TASK TO CARRY OUT
Pick out the lines below with "that" and list them.

DATASET EXCERPT
◇ ◇ ◇

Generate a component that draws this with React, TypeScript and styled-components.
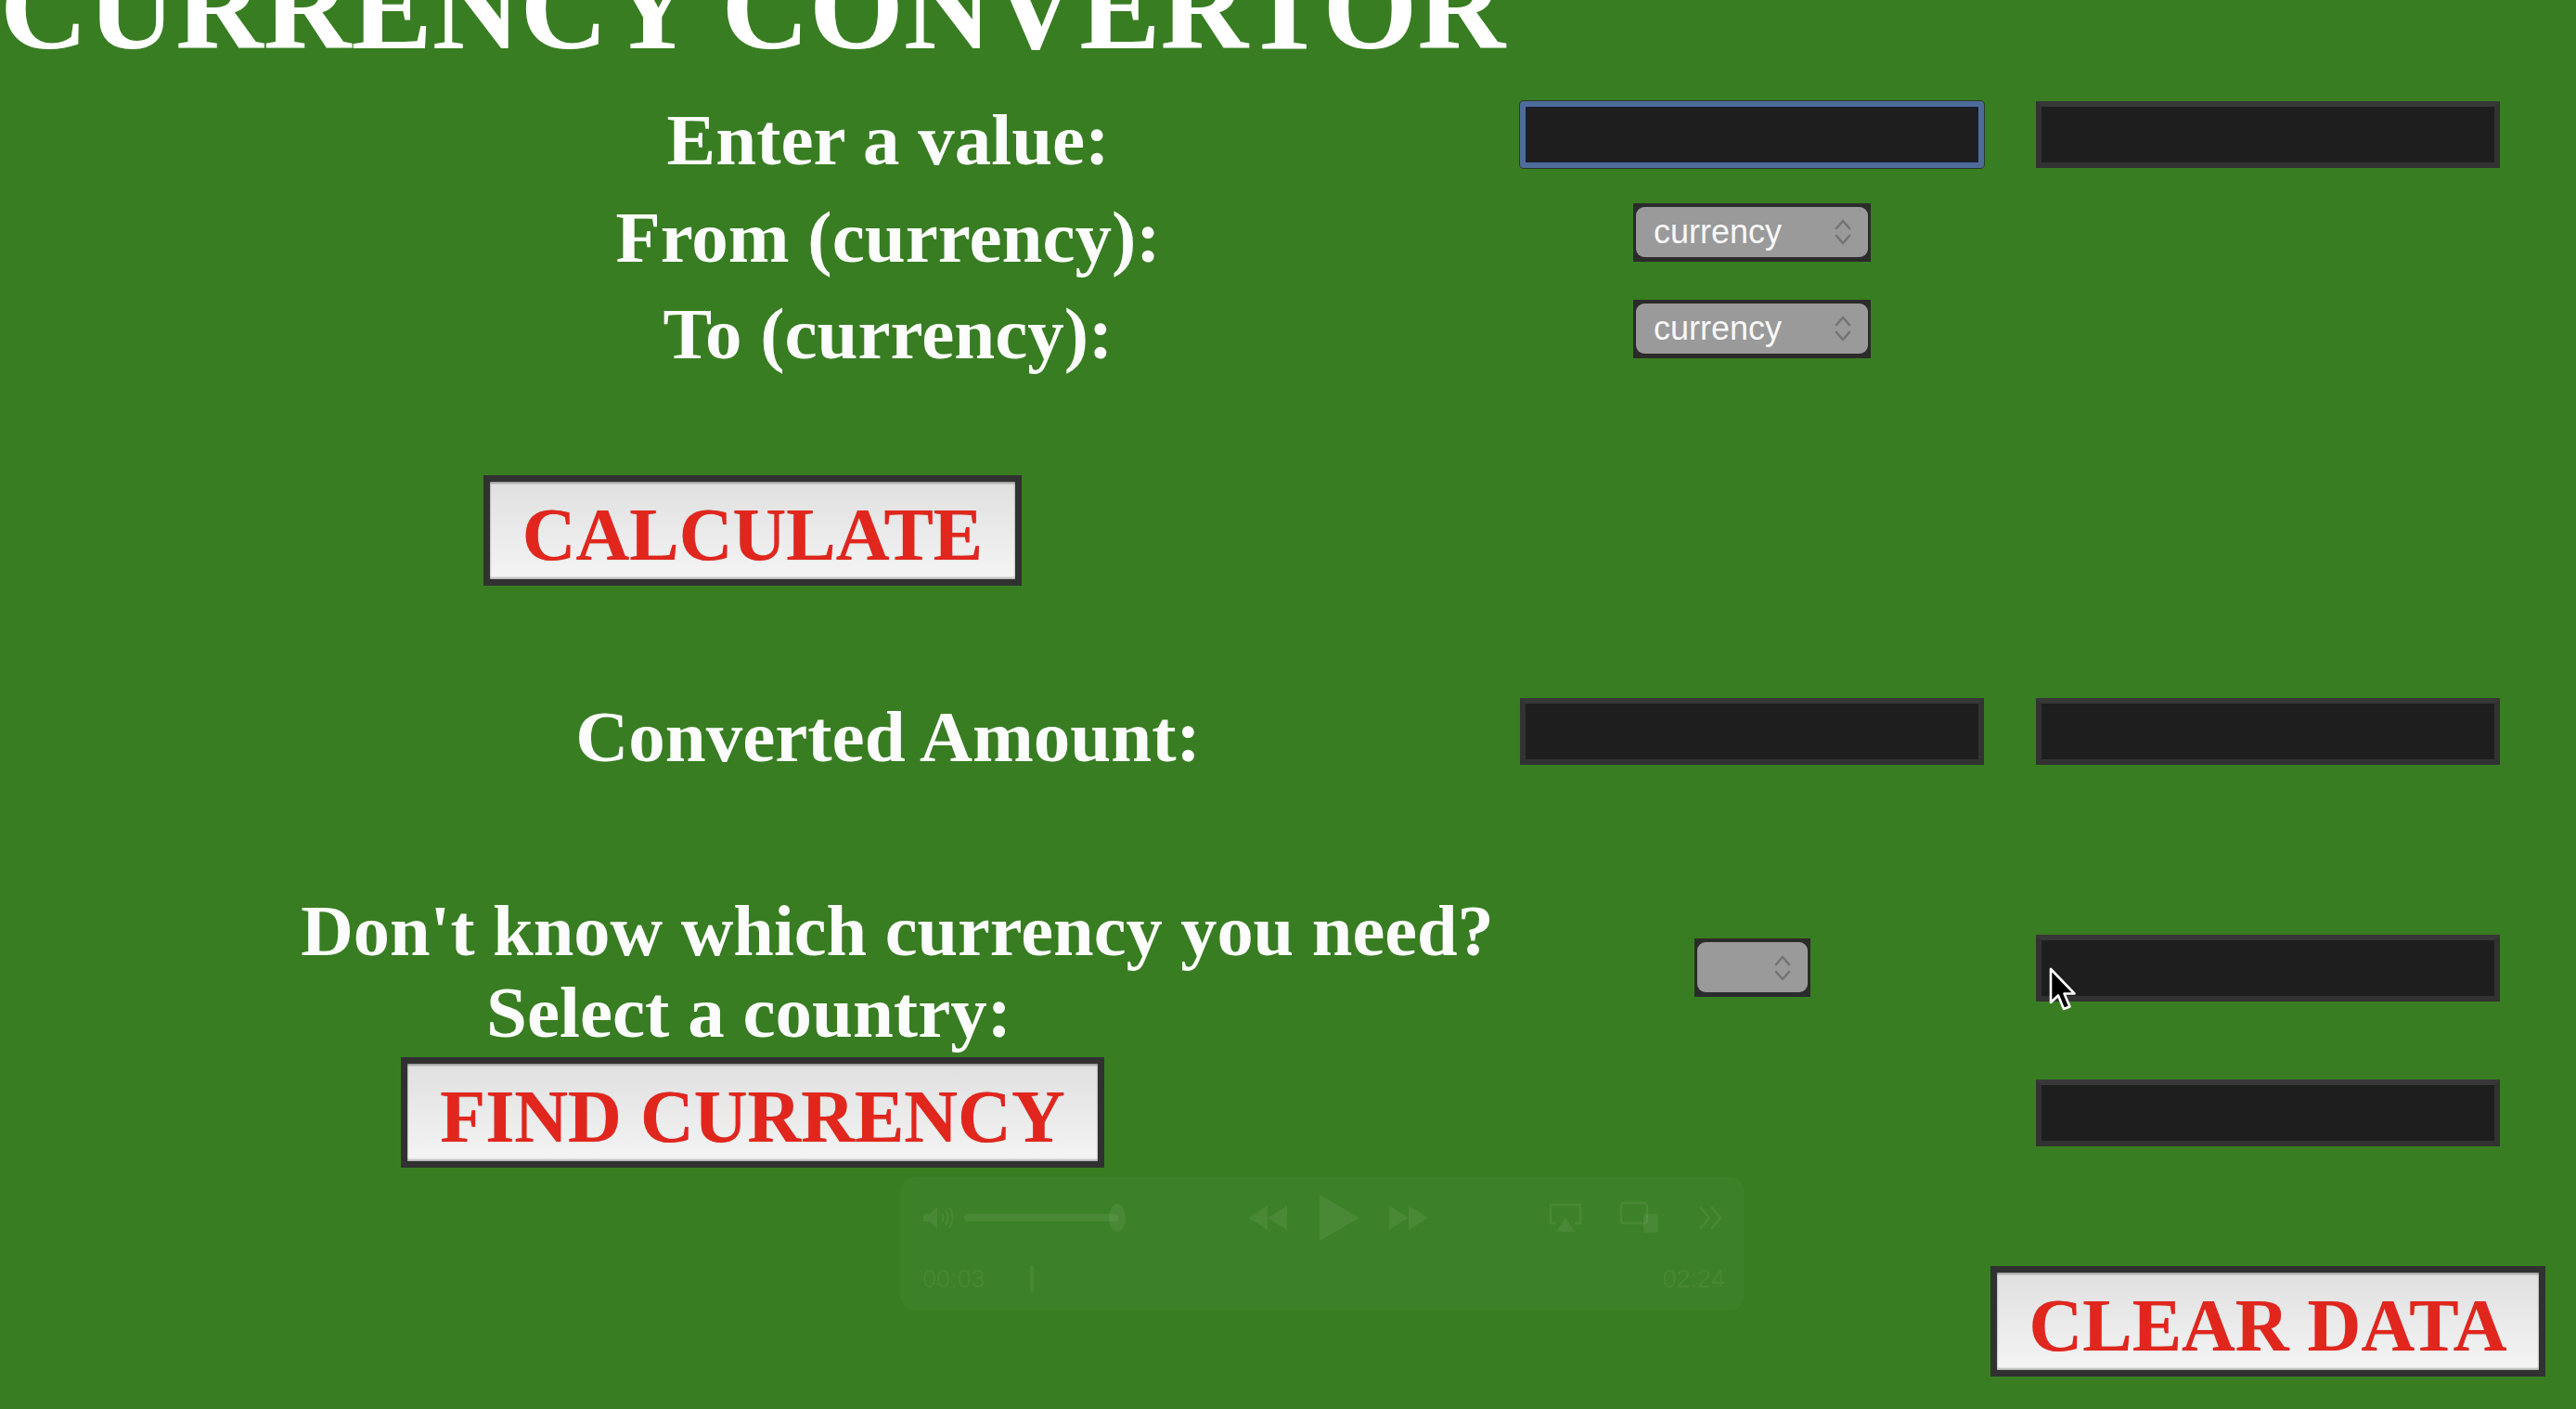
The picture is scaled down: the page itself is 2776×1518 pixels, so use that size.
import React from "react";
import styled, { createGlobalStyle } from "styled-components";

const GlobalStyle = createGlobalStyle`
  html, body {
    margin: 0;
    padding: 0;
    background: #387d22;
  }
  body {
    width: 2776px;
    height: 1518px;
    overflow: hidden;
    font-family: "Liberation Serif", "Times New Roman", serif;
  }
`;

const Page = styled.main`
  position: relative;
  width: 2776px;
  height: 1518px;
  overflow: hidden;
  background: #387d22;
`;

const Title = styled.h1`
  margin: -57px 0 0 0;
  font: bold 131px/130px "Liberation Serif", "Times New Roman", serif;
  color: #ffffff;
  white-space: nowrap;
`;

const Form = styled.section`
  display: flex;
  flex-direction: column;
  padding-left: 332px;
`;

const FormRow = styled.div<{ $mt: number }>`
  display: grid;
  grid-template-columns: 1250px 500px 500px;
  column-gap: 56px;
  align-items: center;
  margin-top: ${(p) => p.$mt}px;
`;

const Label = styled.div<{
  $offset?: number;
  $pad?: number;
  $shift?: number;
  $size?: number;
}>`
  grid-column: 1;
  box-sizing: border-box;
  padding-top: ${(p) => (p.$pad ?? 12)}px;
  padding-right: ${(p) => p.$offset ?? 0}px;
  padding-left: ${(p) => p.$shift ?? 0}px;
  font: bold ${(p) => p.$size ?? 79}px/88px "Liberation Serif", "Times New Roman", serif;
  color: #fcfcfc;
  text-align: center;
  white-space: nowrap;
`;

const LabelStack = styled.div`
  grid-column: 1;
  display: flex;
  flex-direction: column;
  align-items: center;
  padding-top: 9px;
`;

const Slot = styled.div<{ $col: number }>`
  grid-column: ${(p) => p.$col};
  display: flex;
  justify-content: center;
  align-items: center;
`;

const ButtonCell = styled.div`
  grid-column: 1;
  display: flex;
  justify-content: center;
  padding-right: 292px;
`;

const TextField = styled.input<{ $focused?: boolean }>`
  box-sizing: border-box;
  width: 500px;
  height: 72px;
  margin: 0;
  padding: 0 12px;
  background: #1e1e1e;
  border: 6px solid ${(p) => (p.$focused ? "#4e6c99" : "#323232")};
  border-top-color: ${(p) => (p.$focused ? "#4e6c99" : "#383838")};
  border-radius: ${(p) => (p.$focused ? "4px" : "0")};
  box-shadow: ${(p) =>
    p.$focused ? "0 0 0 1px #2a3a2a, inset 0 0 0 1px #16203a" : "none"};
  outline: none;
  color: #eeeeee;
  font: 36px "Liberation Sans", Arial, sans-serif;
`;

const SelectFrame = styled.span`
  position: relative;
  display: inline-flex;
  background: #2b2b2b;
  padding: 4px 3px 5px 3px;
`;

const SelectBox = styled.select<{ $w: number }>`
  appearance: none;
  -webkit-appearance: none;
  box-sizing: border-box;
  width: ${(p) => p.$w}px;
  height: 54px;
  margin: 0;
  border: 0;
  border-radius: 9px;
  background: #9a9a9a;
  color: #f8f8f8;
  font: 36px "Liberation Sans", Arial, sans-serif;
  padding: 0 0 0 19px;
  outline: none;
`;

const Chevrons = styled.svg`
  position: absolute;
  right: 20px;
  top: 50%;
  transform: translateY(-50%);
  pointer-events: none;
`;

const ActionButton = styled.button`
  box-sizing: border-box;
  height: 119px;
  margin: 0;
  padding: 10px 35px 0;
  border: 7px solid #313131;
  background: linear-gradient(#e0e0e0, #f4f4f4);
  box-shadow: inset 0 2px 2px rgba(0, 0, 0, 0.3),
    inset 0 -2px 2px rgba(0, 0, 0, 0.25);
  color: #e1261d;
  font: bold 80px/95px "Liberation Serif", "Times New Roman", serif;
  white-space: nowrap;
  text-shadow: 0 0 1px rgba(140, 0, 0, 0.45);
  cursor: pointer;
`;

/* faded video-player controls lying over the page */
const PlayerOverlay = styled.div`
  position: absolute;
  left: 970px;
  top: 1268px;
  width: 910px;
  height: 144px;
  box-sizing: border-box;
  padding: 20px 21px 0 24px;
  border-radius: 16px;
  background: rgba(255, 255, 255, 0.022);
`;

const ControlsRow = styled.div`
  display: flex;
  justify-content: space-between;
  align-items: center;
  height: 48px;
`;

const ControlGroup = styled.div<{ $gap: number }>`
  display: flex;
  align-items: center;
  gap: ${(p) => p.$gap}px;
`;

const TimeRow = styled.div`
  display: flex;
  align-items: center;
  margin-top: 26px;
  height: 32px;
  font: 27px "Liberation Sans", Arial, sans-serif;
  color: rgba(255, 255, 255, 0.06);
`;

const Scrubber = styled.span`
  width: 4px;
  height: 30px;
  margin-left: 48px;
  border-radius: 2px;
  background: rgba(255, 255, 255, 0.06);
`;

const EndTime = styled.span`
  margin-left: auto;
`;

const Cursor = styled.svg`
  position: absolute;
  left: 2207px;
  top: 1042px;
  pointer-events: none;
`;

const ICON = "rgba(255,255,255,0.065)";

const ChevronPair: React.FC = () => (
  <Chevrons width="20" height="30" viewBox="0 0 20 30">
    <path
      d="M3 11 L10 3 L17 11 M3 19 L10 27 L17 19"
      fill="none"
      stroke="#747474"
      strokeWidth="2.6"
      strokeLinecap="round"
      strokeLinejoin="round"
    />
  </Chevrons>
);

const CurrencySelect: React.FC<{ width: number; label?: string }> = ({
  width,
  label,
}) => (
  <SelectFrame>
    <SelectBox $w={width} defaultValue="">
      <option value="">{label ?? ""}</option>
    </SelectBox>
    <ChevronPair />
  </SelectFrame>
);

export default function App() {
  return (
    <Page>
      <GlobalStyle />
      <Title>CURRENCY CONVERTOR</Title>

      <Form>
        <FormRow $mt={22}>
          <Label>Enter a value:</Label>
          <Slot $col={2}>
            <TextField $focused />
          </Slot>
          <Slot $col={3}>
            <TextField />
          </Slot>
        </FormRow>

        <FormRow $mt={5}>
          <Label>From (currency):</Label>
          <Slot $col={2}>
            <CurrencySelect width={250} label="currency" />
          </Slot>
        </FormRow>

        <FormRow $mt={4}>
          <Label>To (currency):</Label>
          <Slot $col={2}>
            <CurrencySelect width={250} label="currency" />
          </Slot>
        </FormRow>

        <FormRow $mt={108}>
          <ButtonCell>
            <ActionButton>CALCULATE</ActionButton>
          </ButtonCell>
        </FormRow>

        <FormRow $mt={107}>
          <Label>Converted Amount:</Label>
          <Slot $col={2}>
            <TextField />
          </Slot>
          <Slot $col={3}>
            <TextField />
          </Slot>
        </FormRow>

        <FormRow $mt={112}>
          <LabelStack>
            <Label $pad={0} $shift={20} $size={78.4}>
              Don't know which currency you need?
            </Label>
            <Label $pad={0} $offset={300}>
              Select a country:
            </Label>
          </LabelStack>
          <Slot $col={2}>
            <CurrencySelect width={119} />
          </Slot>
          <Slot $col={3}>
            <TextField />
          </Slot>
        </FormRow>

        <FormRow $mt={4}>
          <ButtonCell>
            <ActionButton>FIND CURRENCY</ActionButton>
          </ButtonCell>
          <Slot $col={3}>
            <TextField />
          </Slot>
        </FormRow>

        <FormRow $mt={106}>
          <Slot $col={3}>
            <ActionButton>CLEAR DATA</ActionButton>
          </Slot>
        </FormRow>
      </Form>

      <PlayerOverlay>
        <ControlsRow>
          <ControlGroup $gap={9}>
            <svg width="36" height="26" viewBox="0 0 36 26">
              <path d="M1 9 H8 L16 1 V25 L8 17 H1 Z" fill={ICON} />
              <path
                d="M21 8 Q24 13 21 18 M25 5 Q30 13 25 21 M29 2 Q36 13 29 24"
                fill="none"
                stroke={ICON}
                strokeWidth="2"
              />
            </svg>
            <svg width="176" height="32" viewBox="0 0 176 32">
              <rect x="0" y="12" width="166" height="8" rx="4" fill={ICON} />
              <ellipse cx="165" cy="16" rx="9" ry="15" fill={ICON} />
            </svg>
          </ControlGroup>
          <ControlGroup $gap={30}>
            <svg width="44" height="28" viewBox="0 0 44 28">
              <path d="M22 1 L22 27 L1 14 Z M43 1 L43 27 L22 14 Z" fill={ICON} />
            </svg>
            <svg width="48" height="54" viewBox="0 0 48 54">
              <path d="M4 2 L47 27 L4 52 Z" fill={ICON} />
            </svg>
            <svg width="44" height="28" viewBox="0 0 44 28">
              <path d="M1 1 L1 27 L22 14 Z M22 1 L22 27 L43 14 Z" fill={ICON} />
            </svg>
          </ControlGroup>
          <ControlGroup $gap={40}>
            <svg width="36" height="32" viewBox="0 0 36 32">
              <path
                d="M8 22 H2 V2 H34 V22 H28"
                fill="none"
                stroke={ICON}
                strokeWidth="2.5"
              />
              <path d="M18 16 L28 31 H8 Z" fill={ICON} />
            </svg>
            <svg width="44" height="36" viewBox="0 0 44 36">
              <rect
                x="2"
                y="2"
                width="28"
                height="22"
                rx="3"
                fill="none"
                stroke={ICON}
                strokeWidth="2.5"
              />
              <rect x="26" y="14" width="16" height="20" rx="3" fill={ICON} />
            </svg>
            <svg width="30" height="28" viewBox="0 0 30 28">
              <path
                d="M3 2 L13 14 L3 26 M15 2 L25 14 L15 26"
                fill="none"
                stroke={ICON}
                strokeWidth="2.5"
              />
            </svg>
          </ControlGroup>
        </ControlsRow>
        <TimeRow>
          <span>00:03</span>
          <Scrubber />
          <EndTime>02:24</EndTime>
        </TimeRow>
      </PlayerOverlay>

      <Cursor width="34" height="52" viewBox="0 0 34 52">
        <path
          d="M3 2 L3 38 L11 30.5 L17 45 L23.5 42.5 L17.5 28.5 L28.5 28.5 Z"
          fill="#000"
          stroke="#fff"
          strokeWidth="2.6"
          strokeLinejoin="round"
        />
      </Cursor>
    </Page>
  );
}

◇ ◇ ◇

RESPONSE TO THE EXERCISE
Generate a component that draws this with React, TypeScript and styled-components.
The picture is scaled down: the page itself is 2776×1518 pixels, so use that size.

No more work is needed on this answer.